[start Raw data]

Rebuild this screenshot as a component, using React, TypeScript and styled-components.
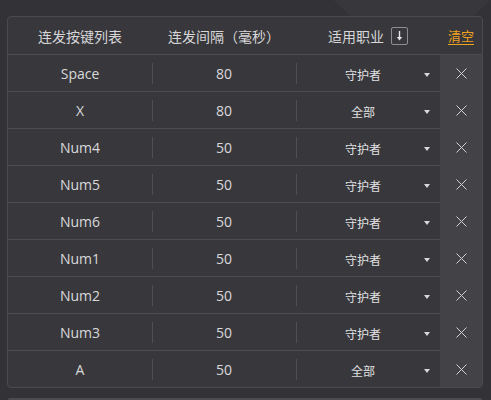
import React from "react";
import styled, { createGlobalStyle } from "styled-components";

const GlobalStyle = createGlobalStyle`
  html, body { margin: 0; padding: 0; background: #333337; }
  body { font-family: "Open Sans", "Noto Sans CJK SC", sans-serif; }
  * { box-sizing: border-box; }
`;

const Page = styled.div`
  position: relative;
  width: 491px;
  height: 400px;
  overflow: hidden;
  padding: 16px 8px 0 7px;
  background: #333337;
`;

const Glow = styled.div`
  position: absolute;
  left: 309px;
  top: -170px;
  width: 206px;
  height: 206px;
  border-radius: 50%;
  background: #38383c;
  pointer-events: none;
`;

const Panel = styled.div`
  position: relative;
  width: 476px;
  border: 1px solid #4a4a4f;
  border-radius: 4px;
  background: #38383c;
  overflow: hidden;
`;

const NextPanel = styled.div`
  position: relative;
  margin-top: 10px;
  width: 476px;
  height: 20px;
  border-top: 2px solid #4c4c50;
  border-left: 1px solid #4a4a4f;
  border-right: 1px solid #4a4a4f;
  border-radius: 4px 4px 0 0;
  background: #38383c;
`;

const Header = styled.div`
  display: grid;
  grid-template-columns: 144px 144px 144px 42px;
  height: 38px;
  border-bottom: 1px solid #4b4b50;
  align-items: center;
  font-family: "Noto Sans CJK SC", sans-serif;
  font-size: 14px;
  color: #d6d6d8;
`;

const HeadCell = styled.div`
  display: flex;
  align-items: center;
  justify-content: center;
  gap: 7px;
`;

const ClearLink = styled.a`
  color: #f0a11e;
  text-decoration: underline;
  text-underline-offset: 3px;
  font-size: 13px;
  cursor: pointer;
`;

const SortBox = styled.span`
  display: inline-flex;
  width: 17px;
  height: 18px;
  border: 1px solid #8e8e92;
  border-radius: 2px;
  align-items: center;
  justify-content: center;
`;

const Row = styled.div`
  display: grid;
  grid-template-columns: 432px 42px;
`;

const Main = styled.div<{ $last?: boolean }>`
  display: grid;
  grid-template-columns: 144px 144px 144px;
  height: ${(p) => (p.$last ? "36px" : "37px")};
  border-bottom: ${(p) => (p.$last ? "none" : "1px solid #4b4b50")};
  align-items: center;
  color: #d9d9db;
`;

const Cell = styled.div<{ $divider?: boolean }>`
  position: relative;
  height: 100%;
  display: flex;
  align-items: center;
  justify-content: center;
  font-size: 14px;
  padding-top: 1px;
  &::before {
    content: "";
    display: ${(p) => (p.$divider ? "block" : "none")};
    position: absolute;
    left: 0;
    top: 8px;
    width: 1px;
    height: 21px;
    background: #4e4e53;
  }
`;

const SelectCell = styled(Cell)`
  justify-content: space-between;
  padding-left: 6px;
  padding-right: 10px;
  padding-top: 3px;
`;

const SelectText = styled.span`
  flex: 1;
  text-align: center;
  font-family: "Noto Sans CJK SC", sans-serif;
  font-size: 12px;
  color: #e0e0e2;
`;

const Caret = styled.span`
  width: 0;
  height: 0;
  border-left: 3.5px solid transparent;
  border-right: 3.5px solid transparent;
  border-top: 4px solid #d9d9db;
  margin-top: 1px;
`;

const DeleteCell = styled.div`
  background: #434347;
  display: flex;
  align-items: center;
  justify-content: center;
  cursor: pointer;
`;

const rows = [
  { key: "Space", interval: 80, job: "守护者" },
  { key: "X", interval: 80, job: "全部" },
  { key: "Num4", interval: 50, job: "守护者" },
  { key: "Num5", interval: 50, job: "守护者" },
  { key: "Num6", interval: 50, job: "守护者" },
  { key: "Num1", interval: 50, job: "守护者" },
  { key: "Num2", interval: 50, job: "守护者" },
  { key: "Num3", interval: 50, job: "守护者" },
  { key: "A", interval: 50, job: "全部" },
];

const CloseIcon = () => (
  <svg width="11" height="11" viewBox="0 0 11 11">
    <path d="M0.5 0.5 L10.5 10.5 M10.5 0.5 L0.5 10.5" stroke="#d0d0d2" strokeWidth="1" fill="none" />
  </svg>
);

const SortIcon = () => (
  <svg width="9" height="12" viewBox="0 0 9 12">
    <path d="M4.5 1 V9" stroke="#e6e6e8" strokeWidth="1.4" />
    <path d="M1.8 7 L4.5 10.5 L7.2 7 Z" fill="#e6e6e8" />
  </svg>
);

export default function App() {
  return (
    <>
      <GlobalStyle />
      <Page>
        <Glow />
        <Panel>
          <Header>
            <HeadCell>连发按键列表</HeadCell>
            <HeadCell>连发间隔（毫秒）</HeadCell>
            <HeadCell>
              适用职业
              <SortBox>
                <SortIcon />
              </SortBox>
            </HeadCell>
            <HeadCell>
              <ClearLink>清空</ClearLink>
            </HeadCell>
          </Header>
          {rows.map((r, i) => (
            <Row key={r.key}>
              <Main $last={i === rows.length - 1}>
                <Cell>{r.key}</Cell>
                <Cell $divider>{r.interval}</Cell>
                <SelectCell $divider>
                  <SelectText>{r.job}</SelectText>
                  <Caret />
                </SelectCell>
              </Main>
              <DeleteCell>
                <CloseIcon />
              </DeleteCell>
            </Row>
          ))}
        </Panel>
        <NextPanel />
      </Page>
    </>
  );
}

[end Raw data]

• Objective:
Copy out the data above exactly, except the pictures.

• Answer to this task:
Rebuild this screenshot as a component, using React, TypeScript and styled-components.
import React from "react";
import styled, { createGlobalStyle } from "styled-components";

const GlobalStyle = createGlobalStyle`
  html, body { margin: 0; padding: 0; background: #333337; }
  body { font-family: "Open Sans", "Noto Sans CJK SC", sans-serif; }
  * { box-sizing: border-box; }
`;

const Page = styled.div`
  position: relative;
  width: 491px;
  height: 400px;
  overflow: hidden;
  padding: 16px 8px 0 7px;
  background: #333337;
`;

const Glow = styled.div`
  position: absolute;
  left: 309px;
  top: -170px;
  width: 206px;
  height: 206px;
  border-radius: 50%;
  background: #38383c;
  pointer-events: none;
`;

const Panel = styled.div`
  position: relative;
  width: 476px;
  border: 1px solid #4a4a4f;
  border-radius: 4px;
  background: #38383c;
  overflow: hidden;
`;

const NextPanel = styled.div`
  position: relative;
  margin-top: 10px;
  width: 476px;
  height: 20px;
  border-top: 2px solid #4c4c50;
  border-left: 1px solid #4a4a4f;
  border-right: 1px solid #4a4a4f;
  border-radius: 4px 4px 0 0;
  background: #38383c;
`;

const Header = styled.div`
  display: grid;
  grid-template-columns: 144px 144px 144px 42px;
  height: 38px;
  border-bottom: 1px solid #4b4b50;
  align-items: center;
  font-family: "Noto Sans CJK SC", sans-serif;
  font-size: 14px;
  color: #d6d6d8;
`;

const HeadCell = styled.div`
  display: flex;
  align-items: center;
  justify-content: center;
  gap: 7px;
`;

const ClearLink = styled.a`
  color: #f0a11e;
  text-decoration: underline;
  text-underline-offset: 3px;
  font-size: 13px;
  cursor: pointer;
`;

const SortBox = styled.span`
  display: inline-flex;
  width: 17px;
  height: 18px;
  border: 1px solid #8e8e92;
  border-radius: 2px;
  align-items: center;
  justify-content: center;
`;

const Row = styled.div`
  display: grid;
  grid-template-columns: 432px 42px;
`;

const Main = styled.div<{ $last?: boolean }>`
  display: grid;
  grid-template-columns: 144px 144px 144px;
  height: ${(p) => (p.$last ? "36px" : "37px")};
  border-bottom: ${(p) => (p.$last ? "none" : "1px solid #4b4b50")};
  align-items: center;
  color: #d9d9db;
`;

const Cell = styled.div<{ $divider?: boolean }>`
  position: relative;
  height: 100%;
  display: flex;
  align-items: center;
  justify-content: center;
  font-size: 14px;
  padding-top: 1px;
  &::before {
    content: "";
    display: ${(p) => (p.$divider ? "block" : "none")};
    position: absolute;
    left: 0;
    top: 8px;
    width: 1px;
    height: 21px;
    background: #4e4e53;
  }
`;

const SelectCell = styled(Cell)`
  justify-content: space-between;
  padding-left: 6px;
  padding-right: 10px;
  padding-top: 3px;
`;

const SelectText = styled.span`
  flex: 1;
  text-align: center;
  font-family: "Noto Sans CJK SC", sans-serif;
  font-size: 12px;
  color: #e0e0e2;
`;

const Caret = styled.span`
  width: 0;
  height: 0;
  border-left: 3.5px solid transparent;
  border-right: 3.5px solid transparent;
  border-top: 4px solid #d9d9db;
  margin-top: 1px;
`;

const DeleteCell = styled.div`
  background: #434347;
  display: flex;
  align-items: center;
  justify-content: center;
  cursor: pointer;
`;

const rows = [
  { key: "Space", interval: 80, job: "守护者" },
  { key: "X", interval: 80, job: "全部" },
  { key: "Num4", interval: 50, job: "守护者" },
  { key: "Num5", interval: 50, job: "守护者" },
  { key: "Num6", interval: 50, job: "守护者" },
  { key: "Num1", interval: 50, job: "守护者" },
  { key: "Num2", interval: 50, job: "守护者" },
  { key: "Num3", interval: 50, job: "守护者" },
  { key: "A", interval: 50, job: "全部" },
];

const CloseIcon = () => (
  <svg width="11" height="11" viewBox="0 0 11 11">
    <path d="M0.5 0.5 L10.5 10.5 M10.5 0.5 L0.5 10.5" stroke="#d0d0d2" strokeWidth="1" fill="none" />
  </svg>
);

const SortIcon = () => (
  <svg width="9" height="12" viewBox="0 0 9 12">
    <path d="M4.5 1 V9" stroke="#e6e6e8" strokeWidth="1.4" />
    <path d="M1.8 7 L4.5 10.5 L7.2 7 Z" fill="#e6e6e8" />
  </svg>
);

export default function App() {
  return (
    <>
      <GlobalStyle />
      <Page>
        <Glow />
        <Panel>
          <Header>
            <HeadCell>连发按键列表</HeadCell>
            <HeadCell>连发间隔（毫秒）</HeadCell>
            <HeadCell>
              适用职业
              <SortBox>
                <SortIcon />
              </SortBox>
            </HeadCell>
            <HeadCell>
              <ClearLink>清空</ClearLink>
            </HeadCell>
          </Header>
          {rows.map((r, i) => (
            <Row key={r.key}>
              <Main $last={i === rows.length - 1}>
                <Cell>{r.key}</Cell>
                <Cell $divider>{r.interval}</Cell>
                <SelectCell $divider>
                  <SelectText>{r.job}</SelectText>
                  <Caret />
                </SelectCell>
              </Main>
              <DeleteCell>
                <CloseIcon />
              </DeleteCell>
            </Row>
          ))}
        </Panel>
        <NextPanel />
      </Page>
    </>
  );
}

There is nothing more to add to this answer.